Track data on various parts of new systems. Because the only thing better than bad data is really large collections of bad data. And nothing says Big Brother like a large centralized data bank.
Investigate with local districts the source of evaluation disparities. Find out if there are real functional differences, or the data just reflect philosophical differences. Then wipe those differences out. "Introducing smart timelines for action, multiple evaluation measures including student growth, requirements for data quality, and a policy to use confidence intervals in the case of student growth measures could all protect districts and educators that set ambitious goals."
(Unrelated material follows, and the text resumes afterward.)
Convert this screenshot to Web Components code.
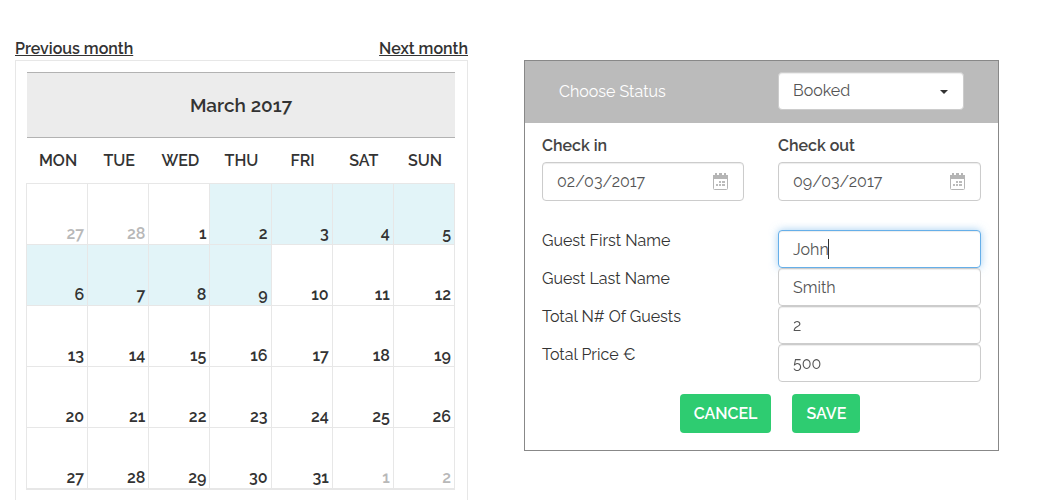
<!DOCTYPE html>
<html lang="en">
<head>
<meta charset="utf-8">
<title>Booking calendar</title>
<style>
  body {
    margin: 0;
    background: #fff;
    color: #333;
    font-family: Raleway, "Open Sans", sans-serif;
    font-size: 16px;
    line-height: 20px;
    font-variant-numeric: oldstyle-nums;
  }
</style>
</head>
<body>
<booking-page>
  <month-calendar slot="calendar" month="March 2017" lead="27,28" days="31" trail="1,2" from="2" to="9"></month-calendar>
  <booking-form slot="form"></booking-form>
</booking-page>

<script>
class BookingPage extends HTMLElement {
  connectedCallback() {
    this.attachShadow({ mode: 'open' });
    this.shadowRoot.innerHTML = `
      <style>
        :host {
          display: block;
          padding: 39px 46px 0 15px;
        }

        main {
          display: grid;
          grid-template-columns: 453fr 475fr;
          gap: 56px;
          align-items: start;
        }

        .form {
          padding-top: 21px;
        }
      </style>

      <main>
        <slot name="calendar"></slot>
        <div class="form"><slot name="form"></slot></div>
      </main>
    `;
  }
}

class MonthCalendar extends HTMLElement {
  connectedCallback() {
    this.attachShadow({ mode: 'open' });
    const names = ['MON', 'TUE', 'WED', 'THU', 'FRI', 'SAT', 'SUN'];
    const from = Number(this.getAttribute('from'));
    const to = Number(this.getAttribute('to'));
    const cells = [];

    this.getAttribute('lead').split(',').forEach(d => cells.push(`<td class="out">${d}</td>`));
    for (let d = 1; d <= Number(this.getAttribute('days')); d++) {
      cells.push(`<td class="${d >= from && d <= to ? 'booked' : ''}">${d}</td>`);
    }
    this.getAttribute('trail').split(',').forEach(d => cells.push(`<td class="out">${d}</td>`));

    let rows = '';
    for (let i = 0; i < cells.length; i += 7) {
      rows += `<tr>${cells.slice(i, i + 7).join('')}</tr>`;
    }

    this.shadowRoot.innerHTML = `
      <style>
        :host {
          display: block;
        }

        nav {
          display: flex;
          justify-content: space-between;
          height: 21px;
        }

        nav a {
          color: #333;
          font-weight: 600;
        }

        .panel {
          border: 1px solid #e7e7e7;
          padding: 11px 12px 10px 10px;
        }

        h2 {
          margin: 0 0 0 1px;
          padding: 22px 0;
          border-top: 1px solid #b2b2b2;
          border-bottom: 1px solid #b2b2b2;
          background: #ececec;
          font-size: 19px;
          font-weight: 600;
          line-height: 20px;
          text-align: center;
        }

        table {
          width: 100%;
          table-layout: fixed;
          border-collapse: collapse;
        }

        th {
          height: 45px;
          padding: 0 0 0 2px;
          font-weight: 600;
        }

        td {
          height: 61px;
          padding: 0 3px 0 0;
          border: 1px solid #e7e7e7;
          box-sizing: border-box;
          font-weight: 600;
          text-align: right;
          vertical-align: bottom;
        }

        tbody tr:last-child td {
          border-bottom-width: 2px;
        }

        .booked {
          background: #e2f4f8;
        }

        .out {
          color: #b8b8b8;
        }
      </style>

      <nav>
        <a href="#previous">Previous month</a>
        <a href="#next">Next month</a>
      </nav>
      <div class="panel">
        <h2>${this.getAttribute('month')}</h2>
        <table>
          <thead><tr>${names.map(n => `<th scope="col">${n}</th>`).join('')}</tr></thead>
          <tbody>${rows}</tbody>
        </table>
      </div>
    `;
  }
}

const inputStyles = `
  input, select {
    display: block;
    width: 100%;
    height: 38px;
    margin: 0;
    padding: 0 14px;
    border: 1px solid #ccc;
    border-radius: 4px;
    box-sizing: border-box;
    background: #fff;
    box-shadow: inset 0 1px 1px rgba(0, 0, 0, 0.075);
    color: #555;
    font: inherit;
    font-variant-numeric: inherit;
    outline: none;
  }
`;

// Label on top, calendar icon inside the box
class DateField extends HTMLElement {
  connectedCallback() {
    this.attachShadow({ mode: 'open' });
    this.shadowRoot.innerHTML = `
      <style>
        ${inputStyles}

        :host {
          display: block;
        }

        label {
          display: block;
          margin-bottom: 6px;
          color: #444;
          font-weight: 600;
        }

        .box {
          position: relative;
        }

        input {
          height: 39px;
        }

        svg {
          position: absolute;
          top: 11px;
          right: 16px;
          pointer-events: none;
        }
      </style>

      <label for="date"><slot></slot></label>
      <div class="box">
        <input id="date" type="text" value="${this.getAttribute('value')}">
        <svg width="15" height="17" viewBox="0 0 15 17" aria-hidden="true">
          <rect x="0.5" y="2.5" width="14" height="14" rx="1" fill="#fff" stroke="#b5b5b5"/>
          <path d="M0 2h2v1h2V2h2v1h3V2h2v1h2V2h2v4H0z" fill="#b5b5b5"/>
          <path d="M2 0h2v2H2zM6 0h3v2H6zM11 0h2v2h-2z" fill="#b5b5b5"/>
          <path d="M6 8h2v2H6zM9 8h3v2H9zM3 11h2v2H3zM6 11h2v2H6zM9 11h3v2H9z" fill="#bbb"/>
        </svg>
      </div>
    `;
  }
}

// Label on the left, input on the right
class TextField extends HTMLElement {
  connectedCallback() {
    this.attachShadow({ mode: 'open' });
    this.shadowRoot.innerHTML = `
      <style>
        ${inputStyles}

        :host {
          display: grid;
          grid-template-columns: 202fr 203fr;
          gap: 34px;
        }

        label {
          padding-top: 1px;
          color: #333;
        }

        .box {
          position: relative;
        }

        input {
          caret-color: transparent;
        }

        input:focus {
          border-color: #66afe9;
          box-shadow: inset 0 1px 1px rgba(0, 0, 0, 0.075), 0 0 8px rgba(102, 175, 233, 0.6);
        }

        .caret {
          position: absolute;
          top: 9px;
          left: 50px;
          width: 1px;
          height: 20px;
          background: #333;
        }
      </style>

      <label for="field"><slot></slot></label>
      <div class="box">
        <input id="field" type="text" value="${this.getAttribute('value')}">
        ${this.hasAttribute('active') ? '<span class="caret"></span>' : ''}
      </div>
    `;
    if (this.hasAttribute('active')) {
      const input = this.shadowRoot.querySelector('input');
      input.focus();
      input.setSelectionRange(input.value.length, input.value.length);
    }
  }
}

class ActionButton extends HTMLElement {
  connectedCallback() {
    this.attachShadow({ mode: 'open' });
    this.shadowRoot.innerHTML = `
      <style>
        :host {
          display: block;
        }

        button {
          height: 39px;
          padding: 0 14px;
          border: 0;
          border-radius: 4px;
          background: #2ecc71;
          color: #fff;
          font: inherit;
          font-weight: 600;
        }
      </style>

      <button type="button"><slot></slot></button>
    `;
  }
}

class BookingForm extends HTMLElement {
  connectedCallback() {
    this.attachShadow({ mode: 'open' });
    this.shadowRoot.innerHTML = `
      <style>
        ${inputStyles}

        :host {
          display: block;
          border: 1px solid #888;
        }

        .status, .dates {
          display: grid;
          grid-template-columns: 202fr 203fr;
          column-gap: 34px;
          padding: 0 17px;
        }

        .status {
          padding: 11px 17px;
          background: #bbb;
        }

        .status label {
          padding-left: 17px;
          color: #fff;
          line-height: 40px;
        }

        .select {
          position: relative;
          margin-right: 17px;
        }

        .select::after {
          content: "";
          position: absolute;
          top: 18px;
          right: 16px;
          border: 4px solid transparent;
          border-top-color: #333;
          border-bottom: 0;
          pointer-events: none;
        }

        select {
          appearance: none;
        }

        .dates {
          padding-top: 13px;
        }

        .fields {
          padding: 29px 17px 0;
        }

        .buttons {
          display: flex;
          justify-content: center;
          gap: 21px;
          padding: 12px 0 17px 17px;
        }
      </style>

      <form>
        <div class="status">
          <label for="status">Choose Status</label>
          <div class="select">
            <select id="status"><option>Booked</option></select>
          </div>
        </div>
        <div class="dates">
          <date-field value="02/03/2017">Check in</date-field>
          <date-field value="09/03/2017">Check out</date-field>
        </div>
        <div class="fields">
          <text-field value="John" active>Guest First Name</text-field>
          <text-field value="Smith">Guest Last Name</text-field>
          <text-field value="2">Total N# Of Guests</text-field>
          <text-field value="500">Total Price €</text-field>
        </div>
        <div class="buttons">
          <action-button>CANCEL</action-button>
          <action-button>SAVE</action-button>
        </div>
      </form>
    `;
  }
}

customElements.define('booking-page', BookingPage);
customElements.define('month-calendar', MonthCalendar);
customElements.define('date-field', DateField);
customElements.define('text-field', TextField);
customElements.define('action-button', ActionButton);
customElements.define('booking-form', BookingForm);
</script>
</body>
</html>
Don't quit before the medicine has a chance to work. Adelman and Chuong are, for instance, cheesed that the USED postponed the use of evaluation data on teachers until 2018, because those evaluations were going to totally work, eventually, somehow.
Don't be afraid to do lots of reformy things at once. It'll be swell.
Their conclusion
Stay the course. Hang tough. Use data to make teacher decisions. Reform fatigue is setting in, but don't be wimps.
My conclusion
I have never doubted for a moment that the teacher evaluation system can be improved. But this nifty paper sidesteps two huge issues.
First, no evaluation system will ever be administrator-proof. Attempting to provide more oversight will actually reduce effectiveness, because more oversight = more paperwork, and more paperwork means that the task shifts from "do the job well" to "fill out the paperwork the right way" which is easy to fake.
Second, the evaluation system only works if the evaluation system actually measures what it purports to measure. The current "new" systems in place across the country do not do that. Linkage to student data is spectacularly weak. We start with tests that claim to measure the full breadth and quality of students' education; they do not. Then we attempt to create a link between those test results and teacher effectiveness, and that simply hasn't happened yet. VAM attempted to hide that problem behind a heavy fog bank, but the smoke is clearing and it is clear that VAM is hugely invalid.
So, having an argument about how to best make use of teacher evaluation data based on student achievement is like trying to decide which Chicago restaurant to eat supper at when you are still stranded in Tallahassee in a car with no wheels. This is not the cart before the horse. This is the cart before the horse has even been born.
Very astute. I concur with this reality check.